### [Data provided]
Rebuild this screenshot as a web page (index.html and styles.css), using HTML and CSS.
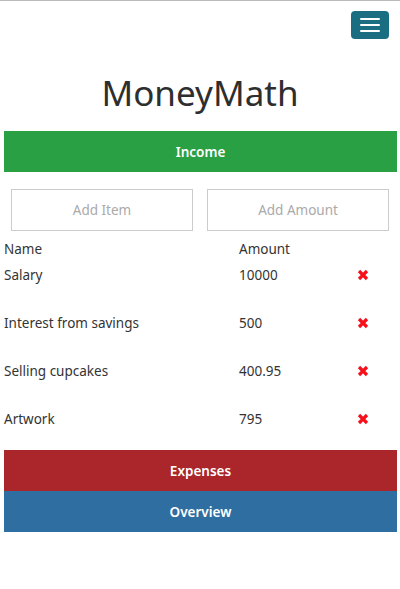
FILE: index.html
```html
<!DOCTYPE html>
<html>
<head>
<meta charset="utf-8">
<link rel="stylesheet" href="styles.css">
</head>
<body>
<header class="topbar">
  <button class="menu-btn" aria-label="menu">
    <span class="bar"></span><span class="bar"></span><span class="bar"></span>
  </button>
</header>
<h1 class="title">MoneyMath</h1>
<main class="content">
  <div class="section-btn income">Income</div>
  <div class="inputs">
    <input class="field" type="text" placeholder="Add Item">
    <input class="field" type="text" placeholder="Add Amount">
  </div>
  <div class="table">
    <div class="row head"><span class="c-name">Name</span><span class="c-amt">Amount</span><span class="c-del"></span></div>
    <div class="rows">
      <div class="row"><span class="c-name">Salary</span><span class="c-amt">10000</span><span class="c-del"><svg class="x-icon" viewBox="0 0 12 12"><path d="M2 2L10 10M10 2L2 10"/></svg></span></div>
      <div class="row"><span class="c-name">Interest from savings</span><span class="c-amt">500</span><span class="c-del"><svg class="x-icon" viewBox="0 0 12 12"><path d="M2 2L10 10M10 2L2 10"/></svg></span></div>
      <div class="row"><span class="c-name">Selling cupcakes</span><span class="c-amt">400.95</span><span class="c-del"><svg class="x-icon" viewBox="0 0 12 12"><path d="M2 2L10 10M10 2L2 10"/></svg></span></div>
      <div class="row"><span class="c-name">Artwork</span><span class="c-amt">795</span><span class="c-del"><svg class="x-icon" viewBox="0 0 12 12"><path d="M2 2L10 10M10 2L2 10"/></svg></span></div>
    </div>
  </div>
  <div class="section-btn expenses">Expenses</div>
  <div class="section-btn overview">Overview</div>
</main>
</body>
</html>
```
FILE: styles.css
```css
html, body {
  margin: 0;
  padding: 0;
  background: #fff;
}
body {
  font-family: "Noto Sans", "Open Sans", sans-serif;
  color: #333;
  font-size: 13.5px;
  border-top: 1px solid #bbb;
}
.topbar {
  display: flex;
  justify-content: flex-end;
  padding: 10px 11px 0 0;
}
.menu-btn {
  width: 38px;
  height: 28px;
  background: #1b6d81;
  border: none;
  border-radius: 4px;
  display: flex;
  flex-direction: column;
  align-items: center;
  justify-content: center;
  gap: 4px;
  padding: 0;
}
.bar {
  display: block;
  width: 20px;
  height: 2px;
  background: #fff;
  border-radius: 1px;
}
.title {
  margin: 30px 0 0;
  text-align: center;
  font-weight: 400;
  font-size: 35px;
  line-height: 48px;
  color: #2e2e2e;
}
.content {
  margin: 14px 3px 0 4px;
}
.section-btn {
  height: 41px;
  display: flex;
  align-items: center;
  justify-content: center;
  color: #fff;
  font-weight: 600;
  font-size: 13.5px;
}
.income { background: #2aa045; }
.expenses { background: #aa262a; margin-top: 22px; }
.overview { background: #2f6ea1; }
.inputs {
  display: flex;
  gap: 14px;
  padding: 17px 8px 0 7px;
}
.field {
  flex: 1;
  min-width: 0;
  height: 42px;
  box-sizing: border-box;
  border: 1px solid #ccc;
  border-radius: 0;
  text-align: center;
  font-family: inherit;
  font-size: 13.5px;
  color: #333;
  outline: none;
}
.field::placeholder { color: #aaa; }
.table {
  margin-top: 9px;
}
.row {
  display: grid;
  grid-template-columns: 235px 118px 1fr;
  line-height: 18px;
  align-items: center;
}
.head { margin-bottom: 8px; }
.rows {
  display: flex;
  flex-direction: column;
  gap: 30px;
}
.c-del {
  display: flex;
  align-items: center;
}
.x-icon {
  width: 12px;
  height: 12px;
  stroke: #f5101a;
  stroke-width: 3.2;
  fill: none;
}
```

### [Task objective]
Omit the pictures, then quote the rest of the material above exactly.

### [Exercise response]
Rebuild this screenshot as a web page (index.html and styles.css), using HTML and CSS.
FILE: index.html
```html
<!DOCTYPE html>
<html>
<head>
<meta charset="utf-8">
<link rel="stylesheet" href="styles.css">
</head>
<body>
<header class="topbar">
  <button class="menu-btn" aria-label="menu">
    <span class="bar"></span><span class="bar"></span><span class="bar"></span>
  </button>
</header>
<h1 class="title">MoneyMath</h1>
<main class="content">
  <div class="section-btn income">Income</div>
  <div class="inputs">
    <input class="field" type="text" placeholder="Add Item">
    <input class="field" type="text" placeholder="Add Amount">
  </div>
  <div class="table">
    <div class="row head"><span class="c-name">Name</span><span class="c-amt">Amount</span><span class="c-del"></span></div>
    <div class="rows">
      <div class="row"><span class="c-name">Salary</span><span class="c-amt">10000</span><span class="c-del"><svg class="x-icon" viewBox="0 0 12 12"><path d="M2 2L10 10M10 2L2 10"/></svg></span></div>
      <div class="row"><span class="c-name">Interest from savings</span><span class="c-amt">500</span><span class="c-del"><svg class="x-icon" viewBox="0 0 12 12"><path d="M2 2L10 10M10 2L2 10"/></svg></span></div>
      <div class="row"><span class="c-name">Selling cupcakes</span><span class="c-amt">400.95</span><span class="c-del"><svg class="x-icon" viewBox="0 0 12 12"><path d="M2 2L10 10M10 2L2 10"/></svg></span></div>
      <div class="row"><span class="c-name">Artwork</span><span class="c-amt">795</span><span class="c-del"><svg class="x-icon" viewBox="0 0 12 12"><path d="M2 2L10 10M10 2L2 10"/></svg></span></div>
    </div>
  </div>
  <div class="section-btn expenses">Expenses</div>
  <div class="section-btn overview">Overview</div>
</main>
</body>
</html>
```
FILE: styles.css
```css
html, body {
  margin: 0;
  padding: 0;
  background: #fff;
}
body {
  font-family: "Noto Sans", "Open Sans", sans-serif;
  color: #333;
  font-size: 13.5px;
  border-top: 1px solid #bbb;
}
.topbar {
  display: flex;
  justify-content: flex-end;
  padding: 10px 11px 0 0;
}
.menu-btn {
  width: 38px;
  height: 28px;
  background: #1b6d81;
  border: none;
  border-radius: 4px;
  display: flex;
  flex-direction: column;
  align-items: center;
  justify-content: center;
  gap: 4px;
  padding: 0;
}
.bar {
  display: block;
  width: 20px;
  height: 2px;
  background: #fff;
  border-radius: 1px;
}
.title {
  margin: 30px 0 0;
  text-align: center;
  font-weight: 400;
  font-size: 35px;
  line-height: 48px;
  color: #2e2e2e;
}
.content {
  margin: 14px 3px 0 4px;
}
.section-btn {
  height: 41px;
  display: flex;
  align-items: center;
  justify-content: center;
  color: #fff;
  font-weight: 600;
  font-size: 13.5px;
}
.income { background: #2aa045; }
.expenses { background: #aa262a; margin-top: 22px; }
.overview { background: #2f6ea1; }
.inputs {
  display: flex;
  gap: 14px;
  padding: 17px 8px 0 7px;
}
.field {
  flex: 1;
  min-width: 0;
  height: 42px;
  box-sizing: border-box;
  border: 1px solid #ccc;
  border-radius: 0;
  text-align: center;
  font-family: inherit;
  font-size: 13.5px;
  color: #333;
  outline: none;
}
.field::placeholder { color: #aaa; }
.table {
  margin-top: 9px;
}
.row {
  display: grid;
  grid-template-columns: 235px 118px 1fr;
  line-height: 18px;
  align-items: center;
}
.head { margin-bottom: 8px; }
.rows {
  display: flex;
  flex-direction: column;
  gap: 30px;
}
.c-del {
  display: flex;
  align-items: center;
}
.x-icon {
  width: 12px;
  height: 12px;
  stroke: #f5101a;
  stroke-width: 3.2;
  fill: none;
}
```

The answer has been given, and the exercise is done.